Choosing between ACH, wire, and bill pay.

When should I use ACH instead of wire?

ACH when 1-2 days is acceptable and per-transaction cost matters — payroll, vendor batches, collections. Wire when speed is critical and same-day settlement is required regardless of cost. ACH wins on batch volume; wires win on time-critical single high-value payments.

When should I use bill pay instead of ACH?

Bill pay for recurring known payees — utilities, rent, insurance — with automated scheduling. ACH for ad-hoc batches, payroll, and counterparties with negotiated ACH agreements. Bill pay decides electronic vs check automatically; ACH requires full counterparty setup.

What are the method costs?

ACH per batch + per item (economical for volume). Wires higher per transaction with SWIFT + correspondent fees internationally.
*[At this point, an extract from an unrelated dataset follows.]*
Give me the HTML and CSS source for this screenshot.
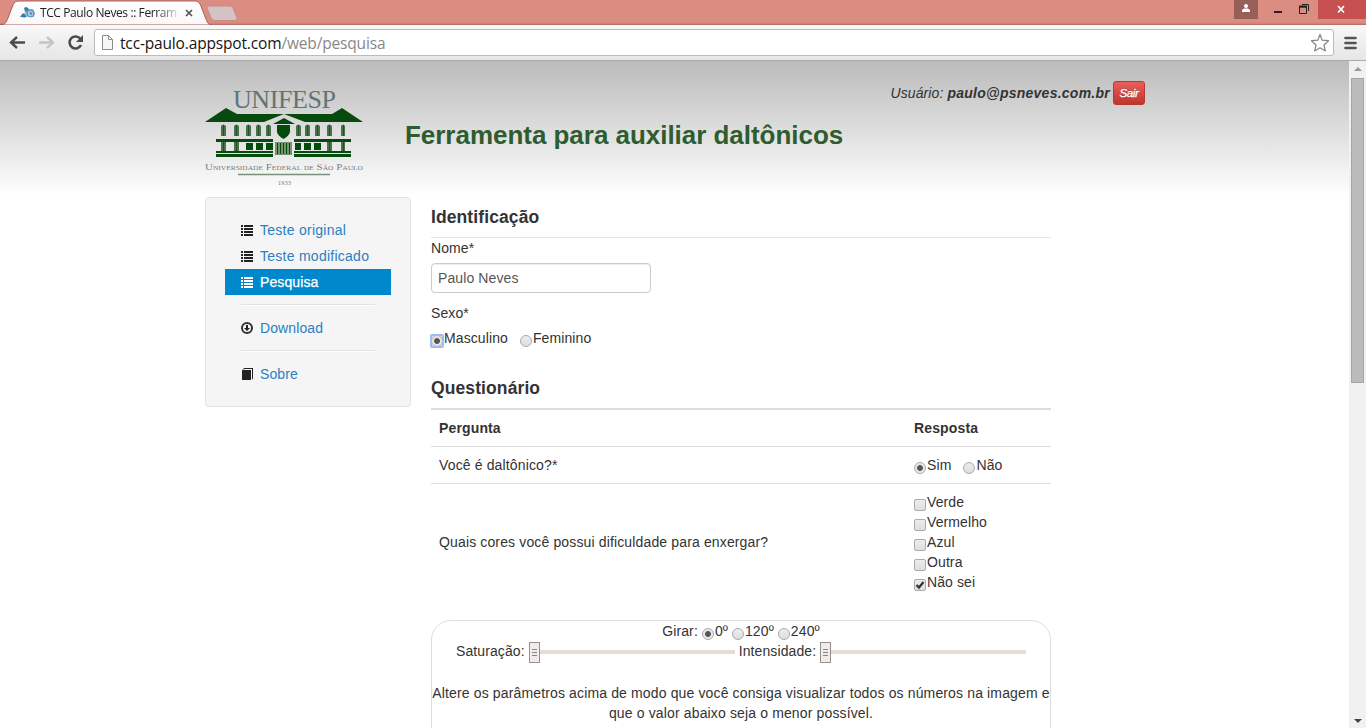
FILE: index.html
```html
<!DOCTYPE html>
<html lang="pt-BR">
<head>
<meta charset="utf-8">
<title>TCC Paulo Neves :: Ferramenta</title>
<link rel="stylesheet" href="styles.css">
</head>
<body>
<svg width="0" height="0" class="defs">
  <defs>
    <symbol id="list" viewBox="0 0 12 11"><path d="M0 0h2v2H0zM3 0h9v2H3zM0 3h2v2H0zM3 3h9v2H3zM0 6h2v2H0zM3 6h9v2H3zM0 9h2v2H0zM3 9h9v2H3z"/></symbol>
  </defs>
</svg>
<header class="browser">
  <div class="tabstrip">
    <svg class="tabs" width="250" height="25" viewBox="0 0 250 25">
      <defs><linearGradient id="tabfill" x2="0" y2="1"><stop offset="0" stop-color="#fff"/><stop offset="1" stop-color="#f9f8f8"/></linearGradient></defs>
      <path d="M0 25C5 25 6 23 8 18L13 5C14.500 2 16 1 19 1H194C198 1 199 2 200.500 5L206 19C207.500 23 208 24.500 212 25Z" fill="url(#tabfill)" stroke="#a6615a"/>
      <path d="M208.500 6H229Q232 6 233 8L237 18Q238 20.500 235 20.500H215Q212 20.500 211 18L207 8Q206.500 6 208.500 6Z" fill="#d4c3c5" stroke="#c98a82"/>
      <path d="M21 17L23 14L25 13L24 9L27 7L29 9L33 9L35 13L34 17H29L27 16L25 18Z" fill="#8bb9d8"/><path d="M20 17L23 13L27 17ZM24 8L26 7L29 9L26 12Z" fill="#3479aa"/><circle cx="30.500" cy="13.500" r="3.500" fill="#a5cbe2" stroke="#4e8ab4"/><circle cx="31" cy="13.500" r="1.300" fill="#4e8ab4"/>
      <path d="M186 10l6 6m0-6l-6 6" stroke="#555" stroke-width="1.700"/>
    </svg>
    <span class="tab-title">TCC Paulo Neves :: Ferram</span>
    <svg class="window-buttons" width="132" height="19" viewBox="0 0 132 19">
      <path fill="#985f59" d="M0 0h24v19H0z"/><circle cx="12" cy="6" r="2" fill="#fff"/><path d="M8 12V10L10 8.500H14L16 10V12Z" fill="#fff"/>
      <path fill="#2a2220" d="M40 11h8v2h-8z"/><path d="M65.500 7v6.500h7V7zM68 4.500h6.500V11" fill="none" stroke="#2a2220"/><path d="M65 6.500h8" stroke="#2a2220" stroke-width="2"/>
      <path fill="#c75050" d="M84 0h48v19H84z"/><path d="M104 6l6 6.500m0-6.500l-6 6.500" stroke="#fff" stroke-width="1.700"/>
    </svg>
  </div>
  <div class="toolbar">
    <svg class="nav-icons" width="94" height="35" viewBox="0 0 94 35" fill="none">
      <path d="M25 17.500H11M17 12L11 17.500L17 23" stroke="#4c4c4c" stroke-width="2.400"/>
      <path d="M39 17.500H53M47 12L53 17.500L47 23" stroke="#c5c5c5" stroke-width="2.400"/>
      <path d="M80.500 14A6 6 0 1 0 81 20" stroke="#4c4c4c" stroke-width="2.600"/><path d="M83 10V17H76Z" fill="#4c4c4c"/>
    </svg>
    <div class="address">
      <svg width="13" height="16" viewBox="0 0 13 16"><path d="M1.500 .5H7.500L11.500 4.500V14.500H1.500ZM7.500 .5V4.500H11.500" fill="#f7f7f7" stroke="#8b8b8b"/></svg>
      <span class="url"><b>tcc-paulo.appspot.com</b>/web/pesquisa</span>
      <svg class="star" width="20" height="20" viewBox="0 0 20 20"><path d="M10 1.500L12.200 7.200L18.500 7.700L14 12L15.300 18L10 14.800L4.700 18L6 12L1.500 7.700L7.800 7.200Z" fill="#fff" stroke="#858585" stroke-width="1.200" stroke-linejoin="round"/></svg>
    </div>
    <svg class="menu" width="13" height="14" viewBox="0 0 13 14"><path d="M1.500 2h10M1.500 7h10M1.500 12h10" stroke="#555" stroke-width="2.700" stroke-linecap="round"/></svg>
  </div>
</header>
<div class="viewport">
  <div class="page">
    <div class="container">
      <header class="banner">
        <svg class="logo" width="160" height="98" viewBox="205 89 160 98" font-family="Liberation Serif, serif">
          <text x="233" y="108" font-size="26" textLength="103" lengthAdjust="spacing" fill="#607573" class="wordmark">UNIFESP</text>
          <g fill="#064b0d">
            <path d="M205 122L226 108L237 114H332L342 108L363 122H305L284 114L264 122Z"/>
            <path d="M273 124L284 118L295 124ZM277 125H290V132Q289 136 283.500 139Q278 136 277 132Z"/>
            <path d="M216 139H273V142H216ZM294 139H351V142H294ZM216 151H273V157H216ZM294 151H351V157H294Z"/>
            <path d="M246 143h7v7h-7zM256 143h7v7h-7zM266 143h7v7h-7zM295 143h6v7h-6zM304 143h7v7h-7zM314 143h7v7h-7z"/>
          </g>
          <path d="M216 153.500H351M274 140.500H293" stroke="#e0e0e0"/><path d="M275 142H292V155H275Z" fill="#73946f"/>
          <path d="M277.500 143v11M280.500 143v11M283.500 143v11M286.500 143v11M289.500 143v11" stroke="#064b0d"/>
          <g fill="#477349"><path d="M221 136V126Q223 123 226 126V136ZM234 136V126Q236 123 239 126V136ZM246 136V126Q248 123 251 126V136ZM256 136V126Q258 123 261 126V136ZM266 136V126Q268 123 271 126V136ZM296 136V126Q298 123 301 126V136ZM305 136V126Q308 123 310 126V136ZM315 136V126Q317 123 320 126V136ZM327 136V126Q329 123 332 126V136ZM341 136V126Q343 123 345 126V136ZM221 142h5v9h-5zM234 142h5v9h-5zM327 142h5v9h-5zM341 142h4v9h-4z"/></g>
          <path d="M223.500 125v11m0 6v9M236.500 125v11m0 6v9M248.500 125v11M258.500 125v11M268.500 125v11M298.500 125v11M307.500 125v11M317.500 125v11M329.500 125v11m0 6v9M343.500 125v11m0 6v9" stroke="#244f2a"/>
          <text x="205" y="169.500" font-size="8.800" textLength="158" lengthAdjust="spacingAndGlyphs" fill="#747f7f" class="smallcaps">Universidade Federal de São Paulo</text>
          <path d="M238 174.500H330" stroke="#78917d" stroke-width="1.300"/>
          <text x="278" y="185" font-size="6" textLength="13" fill="#777">1933</text>
        </svg>
        <h1>Ferramenta para auxiliar daltônicos</h1>
        <div class="user">Usuário: <strong>paulo@psneves.com.br</strong><a class="exit">Sair</a></div>
      </header>
      <div class="columns">
        <nav class="sidebar">
          <a class="test"><svg width="12" height="11"><use href="#list"/></svg>Teste original</a>
          <a class="test"><svg width="12" height="11"><use href="#list"/></svg>Teste modificado</a>
          <a class="active"><svg width="12" height="11"><use href="#list"/></svg>Pesquisa</a>
          <hr>
          <a><svg width="12" height="12" viewBox="0 0 12 12"><circle cx="6" cy="6" r="5" fill="none" stroke="#333" stroke-width="2"/><path d="M5 3h2v3h2L6 9L3 6h2z"/></svg>Download</a>
          <hr>
          <a><svg width="12" height="12" viewBox="0 0 12 12"><path d="M1 2.500L3 0H12V10.500L11 11.500V1H3L2 2H10V12H1Z"/></svg>Sobre</a>
        </nav>
        <main>
          <h2 class="legend">Identificação</h2>
          <label>Nome*</label>
          <input class="name" value="Paulo Neves">
          <label>Sexo*</label>
          <div class="choices"><i class="radio on focus"></i><span>Masculino</span><i class="radio"></i><span>Feminino</span></div>
          <h2>Questionário</h2>
          <div class="table">
            <div class="row head"><span>Pergunta</span><span>Resposta</span></div>
            <div class="row"><span>Você é daltônico?*</span><div class="choices"><i class="radio on"></i><span>Sim</span><i class="radio"></i><span>Não</span></div></div>
            <div class="row tall"><span>Quais cores você possui dificuldade para enxergar?</span>
              <div>
                <div class="choices"><i class="check"></i><span>Verde</span></div>
                <div class="choices"><i class="check"></i><span>Vermelho</span></div>
                <div class="choices"><i class="check"></i><span>Azul</span></div>
                <div class="choices"><i class="check"></i><span>Outra</span></div>
                <div class="choices"><i class="check"><svg width="10" height="10" viewBox="0 0 10 10"><path d="M1.500 5L4 7.500L8.500 2" fill="none" stroke="#333" stroke-width="2.300"/></svg></i><span>Não sei</span></div>
              </div>
            </div>
          </div>
          <section class="panel">
            <div class="rotate"><span>Girar:</span><i class="radio on"></i><span>0º</span><i class="radio"></i><span>120º</span><i class="radio"></i><span>240º</span></div>
            <div class="sliders"><span class="sat">Saturação:</span><div class="slider"><i></i></div><span class="int">Intensidade:</span><div class="slider"><i></i></div></div>
            <p>Altere os parâmetros acima de modo que você consiga visualizar todos os números na imagem e<br>que o valor abaixo seja o menor possível.</p>
          </section>
        </main>
      </div>
    </div>
  </div>
  <aside class="scrollbar"><i class="arrow up"></i><div class="thumb"></div><i class="arrow down"></i></aside>
</div>
</body>
</html>
```
FILE: styles.css
```css
* { box-sizing: border-box; }
body { margin: 0; width: 1366px; height: 728px; overflow: hidden; background: #fff; color: #333; font: 14px/20px "Liberation Sans", Arial, sans-serif; letter-spacing: .1px; }
svg { display: block; flex: none; }
.defs { position: absolute; }
.browser { height: 61px; letter-spacing: 0; }
.tabstrip { position: relative; display: flex; justify-content: space-between; height: 25px; background: linear-gradient(#db8d82 0, #db8d82 22px, #cc8077 24px, #a6615a 25px); }
.tab-title { position: absolute; left: 40px; top: 3px; width: 144px; white-space: nowrap; font: 12px/20px "Open Sans", sans-serif; letter-spacing: -.4px; color: #222; -webkit-mask-image: linear-gradient(90deg, #000 80%, transparent 98%); mask-image: linear-gradient(90deg, #000 80%, transparent 98%); }
.toolbar { display: flex; height: 36px; background: linear-gradient(#f9f8f8, #e6e6e6); border-bottom: 1px solid #a9a9a9; }
.address { display: flex; align-items: center; width: 1240px; height: 27px; margin-top: 4px; padding: 0 3px 0 6px; background: #fff; border: 1px solid #bbb; border-radius: 3px; }
.url { margin-left: 6px; flex: 1; font: 15.5px/24px "Open Sans", sans-serif; letter-spacing: -.16px; color: #888; white-space: nowrap; }
.url b { font-weight: 400; color: #151515; }
.menu { margin: 11px 0 0 10px; }
.viewport { display: flex; height: 667px; }
.page { width: 1349px; overflow: hidden; background: linear-gradient(#bbb 0, #fff 135px); }
.container { width: 940px; margin-left: 205px; }
.banner { display: flex; height: 136px; }
.logo { margin-top: 28px; letter-spacing: 0; overflow: visible; }
.smallcaps { font-variant: small-caps; }
h1 { margin: 54px 0 0 40px; width: 460px; font-size: 26px; line-height: 40px; letter-spacing: -.03px; color: #2f5c2f; white-space: nowrap; }
.user { flex: 1; margin-top: 19px; display: flex; justify-content: flex-end; align-items: center; height: 26px; font-style: italic; white-space: pre; }
.user strong { letter-spacing: .25px; }
.exit { width: 32px; height: 24px; margin-left: 3px; border: 1px solid #bd362f; border-radius: 3px; background: linear-gradient(#e95f5b, #bd362f); color: #fff; font-size: 11.5px; line-height: 22px; text-align: center; letter-spacing: -.4px; text-shadow: 0 -1px rgba(0,0,0,.25); -webkit-text-stroke: .3px #fff; }
.columns { display: flex; gap: 20px; align-items: flex-start; }
.sidebar { width: 206px; height: 210px; padding: 19px; background: #f5f5f5; border: 1px solid #e3e3e3; border-radius: 4px; }
.sidebar a { display: flex; align-items: center; height: 26px; padding-left: 16px; color: #2a7fc1; }
.sidebar .test { letter-spacing: .26px; }
.sidebar a svg { margin-right: 7px; fill: #222; }
.sidebar .active { background: #08c; color: #fff; -webkit-text-stroke: .25px #fff; }
.sidebar .active svg { fill: #fff; }
.sidebar hr { height: 2px; margin: 9px 16px; border: 0; border-top: 1px solid #e2e2e2; background: #fff; }
main { width: 620px; padding-top: 5px; }
h2 { margin: 0; font-size: 17.5px; line-height: 30px; }
.legend { height: 36px; border-bottom: 1px solid #e5e5e5; }
label { display: block; height: 20px; }
.name { display: block; width: 220px; height: 30px; margin: 5px 0 10px; padding: 4px 6px; border: 1px solid #ccc; border-radius: 4px; color: #555; font: inherit; letter-spacing: inherit; box-shadow: inset 0 1px 1px rgba(0,0,0,.07); }
.choices { display: flex; height: 20px; white-space: nowrap; }
label + .choices { margin: 5px 0 25px; }
.choices span + .radio { margin-left: 12px; }
.radio, .check { flex: none; width: 12px; height: 12px; margin: 7px 1px 0 0; border: 1px solid #aaa; background: linear-gradient(#eee, #ddd); }
.radio { border-radius: 50%; }
.check { border-radius: 2px; }
.on { background: radial-gradient(circle, #555 0 2.500px, #e8e8e8 3.300px); }
.focus { box-shadow: 0 0 0 1px #d7e5fa; position: relative; }
.focus::before { content: ""; position: absolute; inset: -2px; border: 2px solid #9dbdf0; border-radius: 2px; }
.table { margin-top: 5px; border-top: 2px solid #ddd; }
.row { display: grid; grid-template-columns: 475px 1fr; align-items: center; padding: 8px 8px; height: 37px; border-bottom: 1px solid #ddd; }
.row > span { letter-spacing: .14px; }
.head { font-weight: 700; }
.tall { height: 116px; border: 0; }
.panel { height: 150px; margin-top: 20px; border: 1px solid #ddd; border-radius: 20px 20px 0 0; }
.rotate { display: flex; justify-content: center; height: 20px; }
.rotate .radio { margin-left: 4px; }
.sliders { display: flex; height: 20px; padding-left: 24px; align-items: center; }
.slider { width: 206px; height: 4px; margin: 2px 0 0 4px; background: #e3dcd7; }
.slider i { display: block; width: 11px; height: 21px; margin-top: -8px; border: 1px solid #96908c; background: linear-gradient(#8d8580, #8d8580) 2px 6px / 5px 1px no-repeat, linear-gradient(#8d8580, #8d8580) 2px 9px / 5px 1px no-repeat, linear-gradient(#8d8580, #8d8580) 2px 12px / 5px 1px no-repeat, #f1ecea; }
.int { margin-left: 4px; }
.panel p { margin: 22px -4px 0; text-align: center; white-space: nowrap; letter-spacing: .14px; }
.scrollbar { display: flex; flex-direction: column; align-items: center; width: 17px; background: #f1f1f1; }
.thumb { width: 13px; height: 305px; margin-top: 7px; background: #bbb; border: 1px solid #a5a5a5; }
.arrow { border: 4px solid transparent; }
.up { margin-top: 2px; border-bottom-color: #999; }
.down { margin: auto 0 1px; border-top-color: #444; }
```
Bill pay monthly allowance + per item with expedited fees. Analysis Checking earnings credit offsets. Pricing via +1-800-922-8742.

Which methods are irrevocable?

Wires effectively irrevocable once settled. ACH reversible within NACHA rules (5 banking days typical). Bill pay electronic inherits ACH rules; bill pay checks can be stopped if uncashed. Wire recall not guaranteed.

How are payments secured?

Shared envelope: MFA, step-up auth for new beneficiaries, dual authorization, IP whitelist, geo restrictions, audit trail. Wires carry additional scrutiny. ACH validates batch limits. Bill pay verifies payees at setup. Real-time fraud monitoring across all methods.